The State of Minnesota has a legislative mandate that utilities purchase or generate 25 percent of their electric power from renewable resources by 2025; and in the case of Xcel Energy, 30 percent by 2020. The majority of this new renewable energy is expected to come from wind energy, and a new study by Minnesota 2020 Fellow Nathan Paine outlines what some of the benefits of this expansion of wind power would mean for the state. Here are some key points from Minnesota's Winds of Progress:
- Construction of more than 4,000 MW of wind farms
(enough to power 1 million homes)
- $9 billion total added to Minnesota's economy
- $1.5 billion (additional) annually into Minnesota towns
- 2,200 new jobs during construction
- 900 sustained jobs during operation
The economic impact of this shift to renewable energy is not just numbers for investors and wind farm owners and operators. A major impact would be an increase to the job base in manufacturing and construction, as well as for wind-related services including operation and maintenance. With Minnesota's unemployment rate jumping over 8 percent this year, the highest in more than 20 years, this is promising news for an economic recovery that can land on Main Street.

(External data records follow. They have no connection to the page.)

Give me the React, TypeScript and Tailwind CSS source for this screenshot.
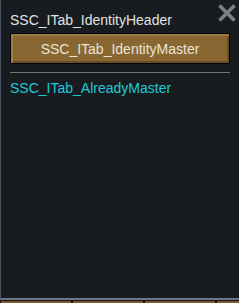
import React from "react";

export default function App() {
  return (
    <div
      className="w-[239px] h-[303px] flex flex-col bg-[#121418] overflow-hidden"
      style={{ fontFamily: '"Liberation Sans", Arial, sans-serif' }}
    >
      <div className="h-[300px] flex flex-col bg-[#181b20] border-l border-l-[#4a5465] border-b-2 border-b-[#6b7687]">
        <div className="flex items-start pl-[9px] pr-[3px] pt-[4px]">
          <div className="mt-[8px] text-[14px] leading-[16px] text-[#e2e2e2] whitespace-nowrap">
            SSC_ITab_IdentityHeader
          </div>
          <svg width="18" height="18" viewBox="0 0 18 18" className="ml-auto">
            <path d="M1.5 1.5 L16.5 16.5 M16.5 1.5 L1.5 16.5" stroke="#7f8082" strokeWidth="3.6" fill="none" />
          </svg>
        </div>
        <div className="mx-[9px] mt-[5px] h-[31px] border border-black bg-black">
          <div className="h-full bg-[#886732] shadow-[inset_2px_2px_0_#9d7d45,inset_-2px_-2px_0_#684d23] flex items-center justify-center text-[14px] leading-[16px] text-[#ebe4d6] whitespace-nowrap">
            SSC_ITab_IdentityMaster
          </div>
        </div>
        <div className="mx-[9px] mt-[8px] h-px bg-[#727272]" />
        <div className="pl-[9px] mt-[7px] text-[14px] leading-[16px] text-[#1fcad6] whitespace-nowrap">
          SSC_ITab_AlreadyMaster
        </div>
      </div>
      <div className="mt-[1px] flex-1 flex gap-[2px] pl-[1px]">
        <div className="w-[70px] bg-[#7a5b2b]" />
        <div className="w-[70px] bg-[#7a5b2b]" />
        <div className="w-[70px] bg-[#7a5b2b]" />
        <div className="flex-1 bg-[#7a5b2b]" />
      </div>
    </div>
  );
}
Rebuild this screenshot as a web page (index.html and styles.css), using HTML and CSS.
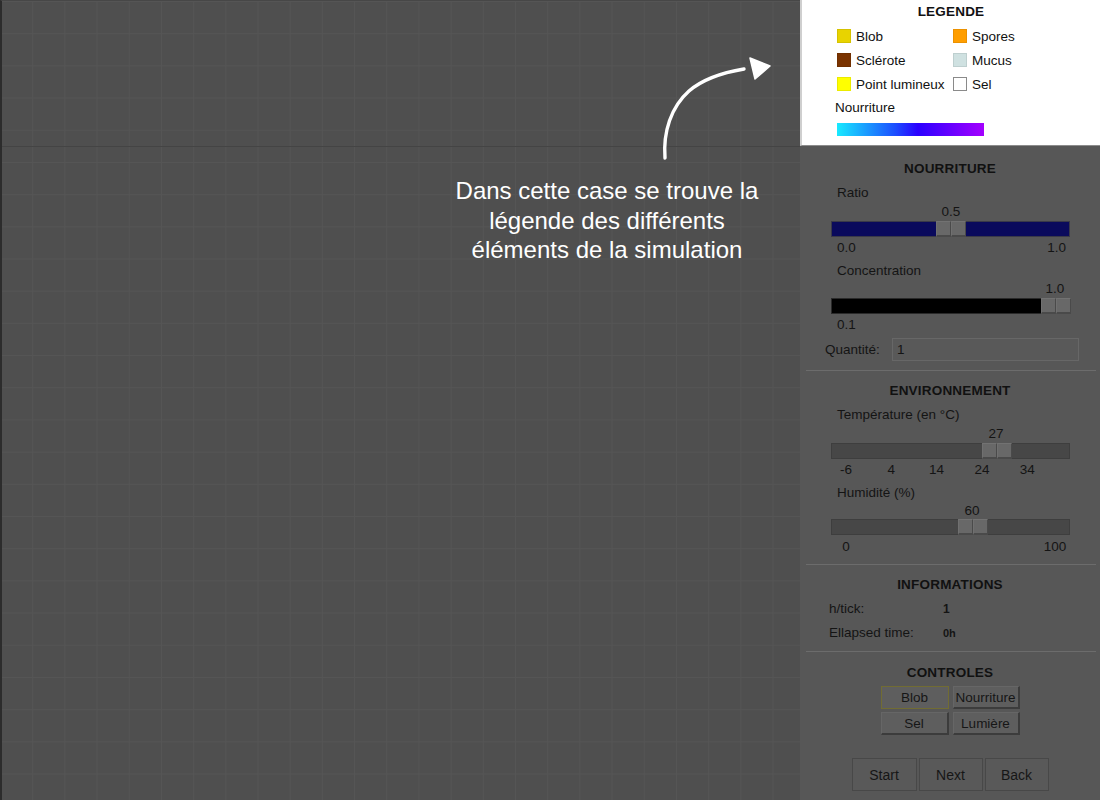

“This isn't some far-off dream. Minnesota can make the transition fast,” notes Trent Wells at MinnPost. Minnesota is already one of the fastest growing states for wind energy, just behind Iowa and Texas, and we already have the infrastructure in place with Minnesota companies working in the wind industry and manufacturing companies in sore need of new work.
For example, Duluth-based Northstar Aerospace laid off most of its 115 workers last year when production orders dropped as the recession hit hard. "When we were down and out, we had to get creative and find other industries we could serve," stated Northstar's president and CEO John Eagleton. Recently, the company has been recalling workers back after diversifying beyond airplanes into medical devices and wind turbine components.
To enable this transition, the study recommends localizing wind turbine manufacturing while partnering with advanced global companies for technology transfer, providing assistance to Minnesota companies to meet the high technology requirements of the wind industry, and increasing workforce training for both new and displaced workers.